(Entries with page source code)
** START **
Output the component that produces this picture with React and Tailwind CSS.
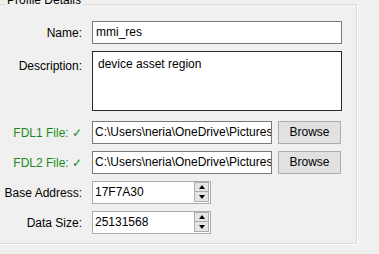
import React from 'react'

const FONT = { fontFamily: '"Liberation Sans", Arial, sans-serif' }

function Spin({ value }) {
  return (
    <div className="flex h-[23px] w-[119px] border border-[#acacac] bg-white">
      <div className="flex-1 truncate pl-[2px] pt-[3px] leading-[15px]">{value}</div>
      <div className="flex w-[16px] flex-col pt-[0px] pr-[1px] pb-[1px]">
        <div className="flex h-[10px] items-center justify-center border border-[#adadad] bg-[#e5e5e5]">
          <span className="h-0 w-0 border-x-[3.5px] border-b-[4px] border-x-transparent border-b-black" />
        </div>
        <div className="flex h-[10px] items-center justify-center border border-t-0 border-[#adadad] bg-[#e5e5e5]">
          <span className="h-0 w-0 border-x-[3.5px] border-t-[4px] border-x-transparent border-t-black" />
        </div>
      </div>
    </div>
  )
}

function Label({ children, green, top }) {
  return (
    <div
      className={`w-[83px] shrink-0 whitespace-nowrap text-right ${top ? 'self-start pt-[6px]' : ''} ${
        green ? 'text-[#1b8a1b]' : 'text-black'
      }`}
    >
      {children}
    </div>
  )
}

export default function App() {
  return (
    <div className="h-[254px] w-[379px] overflow-hidden bg-[#f0f0f0] pt-[4px] text-[12px] text-black" style={FONT}>
      <div className="relative ml-[-2px] h-[240px] w-[359px] border border-[#dcdcdc] pt-[16px] shadow-[1px_1px_0_#ffffff]">
        <div className="absolute left-[7px] top-[-12px] bg-[#f0f0f0] px-[1px] text-[12px] leading-[15px]">
          Profile Details
        </div>

        <div className="flex items-center">
          <Label>Name:</Label>
          <div className="ml-[10px] h-[23px] w-[250px] border border-[#7a7a7a] bg-white pl-[3px] pt-[3px] leading-[15px]">
            mmi_res
          </div>
        </div>

        <div className="mt-[7px] flex items-start">
          <Label top>Description:</Label>
          <div className="ml-[10px] h-[60px] w-[250px] border border-[#2a2a2a] bg-white pl-[5px] pt-[5px] leading-[15px]">
            device asset region
          </div>
        </div>

        <div className="mt-[10px] flex items-center">
          <Label green>FDL1 File: ✓</Label>
          <div className="ml-[10px] h-[23px] w-[180px] overflow-hidden whitespace-nowrap border border-[#7a7a7a] bg-white pl-[2px] pt-[3px] leading-[15px]">
            C:\Users\neria\OneDrive\Pictures\fdl1.bin
          </div>
          <button className="ml-[6px] h-[23px] w-[63px] border border-[#adadad] bg-[#e1e1e1] leading-[15px]">
            Browse
          </button>
        </div>

        <div className="mt-[7px] flex items-center">
          <Label green>FDL2 File: ✓</Label>
          <div className="ml-[10px] h-[23px] w-[180px] overflow-hidden whitespace-nowrap border border-[#7a7a7a] bg-white pl-[2px] pt-[3px] leading-[15px]">
            C:\Users\neria\OneDrive\Pictures\fdl2.bin
          </div>
          <button className="ml-[6px] h-[23px] w-[63px] border border-[#adadad] bg-[#e1e1e1] leading-[15px]">
            Browse
          </button>
        </div>

        <div className="mt-[7px] flex items-center">
          <Label>Base Address:</Label>
          <div className="ml-[10px]">
            <Spin value="17F7A30" />
          </div>
        </div>

        <div className="mt-[7px] flex items-center">
          <Label>Data Size:</Label>
          <div className="ml-[10px]">
            <Spin value="25131568" />
          </div>
        </div>
      </div>
    </div>
  )
}
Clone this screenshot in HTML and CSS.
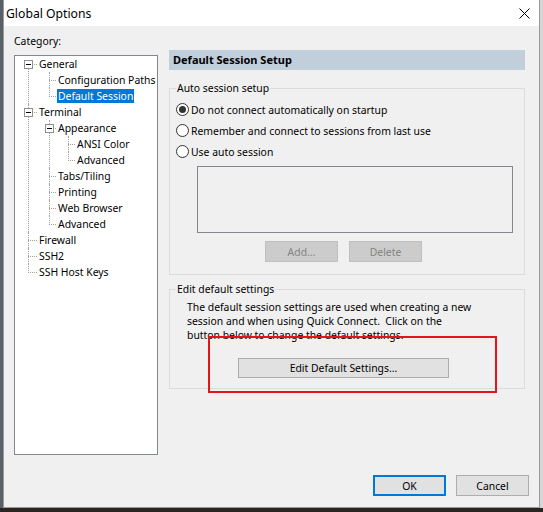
FILE: index.html
```html
<!DOCTYPE html>
<html lang="en">
  <head>
    <title>Global Options</title>
    <meta name="viewport" content="width=device-width, initial-scale=1" />
    <link rel="stylesheet" href="styles.css">
  </head>
  <body>
    <div class="dialog">
      <div class="titlebar">
        <span class="title">Global Options</span>
        <svg class="close" width="11" height="11" viewBox="0 0 11 11">
          <path d="M0.5 0.5L10.5 10.5M10.5 0.5L0.5 10.5" stroke="#000" stroke-width="1" fill="none"/>
        </svg>
      </div>

      <div class="main">
        <div class="categories">
          <div class="label">Category:</div>
          <div class="tree">
            <ul class="root">
              <li><span class="exp"></span><span class="node">General</span>
                <ul>
                  <li><span class="node">Configuration Paths</span></li>
                  <li><span class="node selected">Default Session</span></li>
                </ul>
              </li>
              <li><span class="exp"></span><span class="node">Terminal</span>
                <ul>
                  <li><span class="exp"></span><span class="node">Appearance</span>
                    <ul>
                      <li><span class="node">ANSI Color</span></li>
                      <li><span class="node">Advanced</span></li>
                    </ul>
                  </li>
                  <li><span class="node">Tabs/Tiling</span></li>
                  <li><span class="node">Printing</span></li>
                  <li><span class="node">Web Browser</span></li>
                  <li><span class="node">Advanced</span></li>
                </ul>
              </li>
              <li><span class="node">Firewall</span></li>
              <li><span class="node">SSH2</span></li>
              <li><span class="node">SSH Host Keys</span></li>
            </ul>
          </div>
        </div>

        <div class="panel">
          <div class="header">Default Session Setup</div>

          <fieldset class="auto">
            <legend>Auto session setup</legend>
            <div class="options">
              <div class="option"><span class="radio on"></span>Do not connect automatically on startup</div>
              <div class="option"><span class="radio"></span>Remember and connect to sessions from last use</div>
              <div class="option"><span class="radio"></span>Use auto session</div>
            </div>
            <div class="listbox"></div>
            <div class="buttons">
              <button class="btn" disabled>Add...</button>
              <button class="btn" disabled>Delete</button>
            </div>
          </fieldset>

          <fieldset class="edit">
            <legend>Edit default settings</legend>
            <p>The default session settings are used when creating a new<br>
              session and when using Quick Connect.&nbsp; Click on the<br>
              button below to change the default settings.</p>
            <button class="btn wide">Edit Default Settings...</button>
          </fieldset>

          <div class="mark"></div>
        </div>
      </div>

      <div class="footer">
        <button class="btn ok">OK</button>
        <button class="btn">Cancel</button>
      </div>
    </div>
  </body>
</html>
```

FILE: styles.css
```css
body {
  margin: 0;
  height: 512px;
  overflow: hidden;
  background:
    linear-gradient(to top, #2b2422 4px, transparent 4px),
    linear-gradient(to right, #5a6068 3px, #d6d6d6 3px);
  font-family: "Noto Sans", sans-serif;
  font-size: 10.4px;
  color: #000;
}

.dialog {
  margin-left: 3px;
  width: 537px;
  height: 508px;
  box-sizing: border-box;
  border: 1px solid #9a9a9a;
  border-top: none;
  background: #f0f0f0;
  display: flex;
  flex-direction: column;
}

.titlebar {
  height: 26px;
  flex: none;
  background: #fff;
  display: flex;
  align-items: center;
  justify-content: space-between;
  padding: 0 9px 0 2px;
}

.title {
  font-size: 12.2px;
}

.main {
  flex: 1;
  display: flex;
  gap: 11px;
  padding-left: 10px;
}

.categories {
  width: 144px;
  padding-top: 8px;
}

.label {
  line-height: 14px;
  margin-bottom: 7px;
}

.tree {
  height: 400px;
  box-sizing: border-box;
  border: 1px solid #828790;
  background: #fff;
}

.tree ul {
  list-style: none;
  margin: 0;
  padding: 0;
}

.tree .root {
  margin-left: 13px;
}

.tree ul ul {
  margin-left: 11px;
}

.tree li {
  position: relative;
  padding-left: 8px;
}

.tree .root > li {
  padding-left: 10px;
}

/* dotted connector lines */
.tree li::before {
  content: "";
  position: absolute;
  left: 0;
  top: 8px;
  width: 7px;
  border-top: 1px dotted #a0a0a0;
}

.tree .root > li::before {
  width: 9px;
}

.tree li::after {
  content: "";
  position: absolute;
  left: 0;
  top: 0;
  bottom: 0;
  border-left: 1px dotted #a0a0a0;
}

.tree .root > li:first-child::after {
  top: 8px;
}

.tree li:last-child::after {
  bottom: auto;
  height: 9px;
}

.node {
  display: inline-block;
  height: 14px;
  line-height: 14px;
  margin: 1px 0;
  padding: 0 1px;
  white-space: nowrap;
}

.node.selected {
  background: #0078d7;
  color: #fff;
}

.exp {
  position: absolute;
  left: -4px;
  top: 4px;
  width: 9px;
  height: 9px;
  box-sizing: border-box;
  border: 1px solid #919191;
  background: #fff;
  z-index: 1;
}

.exp::after {
  content: "";
  position: absolute;
  left: 1px;
  top: 3px;
  width: 5px;
  height: 1px;
  background: #000;
}

.panel {
  width: 356px;
  padding-top: 24px;
  position: relative;
}

.header {
  height: 20px;
  line-height: 20px;
  padding-left: 4px;
  background: #c1cedb;
  font-size: 11px;
  font-weight: bold;
}

fieldset {
  margin: 0;
  border: 1px solid #dcdcdc;
  padding: 0 6px;
}

legend {
  padding: 0 1px;
  line-height: 14px;
}

.auto {
  margin-top: 11px;
  padding-bottom: 12px;
}

.options {
  padding-top: 4px;
}

.option {
  display: flex;
  align-items: center;
  gap: 2px;
  height: 21px;
}

.radio {
  width: 13px;
  height: 13px;
  box-sizing: border-box;
  border: 1px solid #333;
  border-radius: 50%;
  background: #fff;
  display: flex;
  align-items: center;
  justify-content: center;
}

.radio.on::after {
  content: "";
  width: 7px;
  height: 7px;
  border-radius: 50%;
  background: #333;
}

.listbox {
  margin: 4px 0 0 21px;
  width: 316px;
  height: 67px;
  box-sizing: border-box;
  border: 1px solid #828790;
}

.buttons {
  display: flex;
  gap: 11px;
  margin: 8px 0 0 89px;
}

.btn {
  width: 73px;
  height: 21px;
  box-sizing: border-box;
  padding: 0;
  border: 1px solid #adadad;
  background: #e1e1e1;
  font: inherit;
  color: #000;
}

.btn:disabled {
  background: #cccccc;
  border-color: #bfbfbf;
  color: #838383;
}

.edit {
  margin-top: 7px;
  padding-bottom: 10px;
}

.edit p {
  margin: 4px 0 0 11px;
  line-height: 14px;
  white-space: nowrap;
}

.btn.wide {
  display: block;
  width: 211px;
  height: 20px;
  margin: 16px 0 0 62px;
}

.mark {
  position: absolute;
  left: 39px;
  top: 310px;
  width: 289px;
  height: 57px;
  box-sizing: border-box;
  border: 2px solid #e5141b;
}

.footer {
  flex: none;
  display: flex;
  justify-content: flex-end;
  gap: 10px;
  padding: 0 10px 11px 0;
}

.btn.ok {
  border: 2px solid #0078d7;
}
```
** END **
Task ▸ Which lines above contain "React"? Show each of them.

Result for this exercise ▸
Output the component that produces this picture with React and Tailwind CSS.
import React from 'react'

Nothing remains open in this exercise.